■ REQUIRED WORK
Reply with one number only: the count of lines below that contain the word "this".

■ MATERIAL TO PROCESS
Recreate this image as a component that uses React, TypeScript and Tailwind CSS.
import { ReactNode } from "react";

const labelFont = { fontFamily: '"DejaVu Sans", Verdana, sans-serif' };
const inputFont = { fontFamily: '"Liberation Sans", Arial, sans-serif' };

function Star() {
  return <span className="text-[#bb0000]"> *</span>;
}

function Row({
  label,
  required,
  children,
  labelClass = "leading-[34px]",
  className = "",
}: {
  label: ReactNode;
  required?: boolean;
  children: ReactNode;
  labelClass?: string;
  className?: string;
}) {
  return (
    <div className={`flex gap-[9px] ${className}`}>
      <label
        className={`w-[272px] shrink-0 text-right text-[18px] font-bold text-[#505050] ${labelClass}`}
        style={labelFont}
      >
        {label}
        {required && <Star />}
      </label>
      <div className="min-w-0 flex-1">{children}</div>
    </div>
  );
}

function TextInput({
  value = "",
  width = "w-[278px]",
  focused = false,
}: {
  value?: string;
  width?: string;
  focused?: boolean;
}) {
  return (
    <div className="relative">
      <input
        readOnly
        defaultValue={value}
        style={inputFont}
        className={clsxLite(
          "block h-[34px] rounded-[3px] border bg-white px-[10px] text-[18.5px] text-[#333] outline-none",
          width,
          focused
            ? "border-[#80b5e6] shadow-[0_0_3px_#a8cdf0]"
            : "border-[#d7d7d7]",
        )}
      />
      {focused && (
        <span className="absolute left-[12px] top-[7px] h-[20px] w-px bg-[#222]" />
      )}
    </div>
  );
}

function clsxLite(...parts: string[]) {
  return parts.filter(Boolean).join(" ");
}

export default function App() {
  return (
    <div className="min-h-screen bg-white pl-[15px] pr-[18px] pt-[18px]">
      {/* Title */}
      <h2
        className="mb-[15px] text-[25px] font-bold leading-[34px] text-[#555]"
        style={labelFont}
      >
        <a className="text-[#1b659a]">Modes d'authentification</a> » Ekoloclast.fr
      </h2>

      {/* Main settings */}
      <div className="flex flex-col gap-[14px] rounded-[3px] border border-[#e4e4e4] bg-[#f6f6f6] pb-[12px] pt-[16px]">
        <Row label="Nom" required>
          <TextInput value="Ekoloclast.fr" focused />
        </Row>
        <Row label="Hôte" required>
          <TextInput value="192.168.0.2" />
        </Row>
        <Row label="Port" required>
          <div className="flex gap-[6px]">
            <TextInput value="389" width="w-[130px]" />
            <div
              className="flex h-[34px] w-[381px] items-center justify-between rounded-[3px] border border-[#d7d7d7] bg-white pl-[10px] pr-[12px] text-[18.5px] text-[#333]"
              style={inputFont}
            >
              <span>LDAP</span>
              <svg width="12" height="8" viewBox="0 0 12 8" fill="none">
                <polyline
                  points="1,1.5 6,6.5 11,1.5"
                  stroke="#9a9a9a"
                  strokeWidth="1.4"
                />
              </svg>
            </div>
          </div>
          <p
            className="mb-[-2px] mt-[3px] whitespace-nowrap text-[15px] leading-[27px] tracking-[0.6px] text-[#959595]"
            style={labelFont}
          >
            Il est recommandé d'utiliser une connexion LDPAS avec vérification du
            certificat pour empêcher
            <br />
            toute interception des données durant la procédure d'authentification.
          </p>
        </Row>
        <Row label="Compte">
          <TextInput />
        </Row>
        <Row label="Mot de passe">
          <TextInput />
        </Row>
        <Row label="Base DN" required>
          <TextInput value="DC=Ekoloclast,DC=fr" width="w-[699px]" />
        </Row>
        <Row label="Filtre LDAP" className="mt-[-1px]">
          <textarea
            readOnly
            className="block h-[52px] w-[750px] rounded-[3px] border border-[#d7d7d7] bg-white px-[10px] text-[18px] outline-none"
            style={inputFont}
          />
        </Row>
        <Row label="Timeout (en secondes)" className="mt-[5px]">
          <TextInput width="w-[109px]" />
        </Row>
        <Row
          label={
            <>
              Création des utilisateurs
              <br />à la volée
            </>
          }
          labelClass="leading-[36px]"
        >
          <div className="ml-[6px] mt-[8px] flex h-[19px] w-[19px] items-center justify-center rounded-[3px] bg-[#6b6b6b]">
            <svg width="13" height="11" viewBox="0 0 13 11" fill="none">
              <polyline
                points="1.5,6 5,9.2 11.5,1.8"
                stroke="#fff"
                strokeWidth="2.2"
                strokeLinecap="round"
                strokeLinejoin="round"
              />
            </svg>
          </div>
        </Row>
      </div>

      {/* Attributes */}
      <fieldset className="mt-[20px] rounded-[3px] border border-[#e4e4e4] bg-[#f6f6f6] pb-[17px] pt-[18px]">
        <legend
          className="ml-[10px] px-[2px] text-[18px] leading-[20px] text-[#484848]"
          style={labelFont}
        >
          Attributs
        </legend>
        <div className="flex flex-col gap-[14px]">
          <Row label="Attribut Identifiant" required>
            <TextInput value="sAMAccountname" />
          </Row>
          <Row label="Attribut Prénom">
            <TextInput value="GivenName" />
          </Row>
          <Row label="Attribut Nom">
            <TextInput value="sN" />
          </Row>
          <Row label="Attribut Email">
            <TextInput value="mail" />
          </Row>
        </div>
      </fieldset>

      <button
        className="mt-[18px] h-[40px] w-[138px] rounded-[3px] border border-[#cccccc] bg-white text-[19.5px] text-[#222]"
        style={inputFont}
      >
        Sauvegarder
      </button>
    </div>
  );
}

---

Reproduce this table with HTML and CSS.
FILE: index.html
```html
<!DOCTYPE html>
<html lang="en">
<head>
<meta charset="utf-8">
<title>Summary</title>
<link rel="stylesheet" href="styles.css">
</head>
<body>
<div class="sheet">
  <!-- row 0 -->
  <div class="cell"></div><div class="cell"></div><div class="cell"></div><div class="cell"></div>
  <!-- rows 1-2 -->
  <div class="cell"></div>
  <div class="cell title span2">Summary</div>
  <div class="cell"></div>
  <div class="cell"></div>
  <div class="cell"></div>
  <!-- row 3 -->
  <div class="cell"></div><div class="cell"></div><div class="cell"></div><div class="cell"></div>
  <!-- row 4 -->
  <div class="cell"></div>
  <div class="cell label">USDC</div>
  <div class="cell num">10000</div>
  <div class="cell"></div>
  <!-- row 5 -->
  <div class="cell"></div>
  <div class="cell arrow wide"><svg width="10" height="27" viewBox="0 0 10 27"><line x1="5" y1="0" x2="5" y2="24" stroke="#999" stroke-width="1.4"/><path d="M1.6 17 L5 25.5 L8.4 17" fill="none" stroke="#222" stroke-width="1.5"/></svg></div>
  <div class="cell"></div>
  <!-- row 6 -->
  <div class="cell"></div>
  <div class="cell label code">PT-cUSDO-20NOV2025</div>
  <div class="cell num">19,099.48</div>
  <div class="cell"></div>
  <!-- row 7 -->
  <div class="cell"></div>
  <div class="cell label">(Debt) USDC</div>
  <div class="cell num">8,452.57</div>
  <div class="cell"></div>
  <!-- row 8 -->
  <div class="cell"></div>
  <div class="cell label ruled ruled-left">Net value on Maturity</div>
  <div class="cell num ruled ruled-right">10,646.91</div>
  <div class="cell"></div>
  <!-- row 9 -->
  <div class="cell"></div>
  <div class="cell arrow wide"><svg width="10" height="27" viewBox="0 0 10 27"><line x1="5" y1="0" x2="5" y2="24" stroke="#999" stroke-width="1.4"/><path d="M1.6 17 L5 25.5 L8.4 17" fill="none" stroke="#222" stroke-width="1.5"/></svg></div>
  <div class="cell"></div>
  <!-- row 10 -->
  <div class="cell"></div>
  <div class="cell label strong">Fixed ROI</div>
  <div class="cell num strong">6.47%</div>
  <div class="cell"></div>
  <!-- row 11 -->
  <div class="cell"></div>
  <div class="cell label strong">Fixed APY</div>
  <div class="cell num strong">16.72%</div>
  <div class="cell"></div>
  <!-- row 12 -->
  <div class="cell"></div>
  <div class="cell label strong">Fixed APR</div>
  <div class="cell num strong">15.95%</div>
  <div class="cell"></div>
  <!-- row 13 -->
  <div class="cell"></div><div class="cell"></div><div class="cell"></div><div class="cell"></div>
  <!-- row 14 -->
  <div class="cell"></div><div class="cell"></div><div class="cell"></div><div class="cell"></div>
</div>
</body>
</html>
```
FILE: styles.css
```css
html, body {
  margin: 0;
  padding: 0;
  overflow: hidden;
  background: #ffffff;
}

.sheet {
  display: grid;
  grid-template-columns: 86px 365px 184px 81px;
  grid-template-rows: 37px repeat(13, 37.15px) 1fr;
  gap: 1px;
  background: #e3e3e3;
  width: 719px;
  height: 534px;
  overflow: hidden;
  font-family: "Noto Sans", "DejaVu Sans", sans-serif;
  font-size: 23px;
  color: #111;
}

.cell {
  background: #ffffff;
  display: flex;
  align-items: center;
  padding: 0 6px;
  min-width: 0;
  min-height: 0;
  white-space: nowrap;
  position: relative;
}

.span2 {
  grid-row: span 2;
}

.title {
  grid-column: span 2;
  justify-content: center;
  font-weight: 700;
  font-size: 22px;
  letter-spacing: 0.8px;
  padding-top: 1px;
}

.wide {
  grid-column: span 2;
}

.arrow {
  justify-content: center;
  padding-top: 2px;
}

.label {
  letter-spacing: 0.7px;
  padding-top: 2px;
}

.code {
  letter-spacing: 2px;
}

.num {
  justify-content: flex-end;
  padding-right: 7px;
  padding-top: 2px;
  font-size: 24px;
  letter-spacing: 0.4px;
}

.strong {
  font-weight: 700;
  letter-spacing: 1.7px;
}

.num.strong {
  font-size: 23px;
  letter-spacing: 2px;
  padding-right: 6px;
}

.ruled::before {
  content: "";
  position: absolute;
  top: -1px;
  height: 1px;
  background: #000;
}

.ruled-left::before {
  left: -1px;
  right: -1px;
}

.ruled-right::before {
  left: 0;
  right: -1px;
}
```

■ COMPLETE OUTPUT
2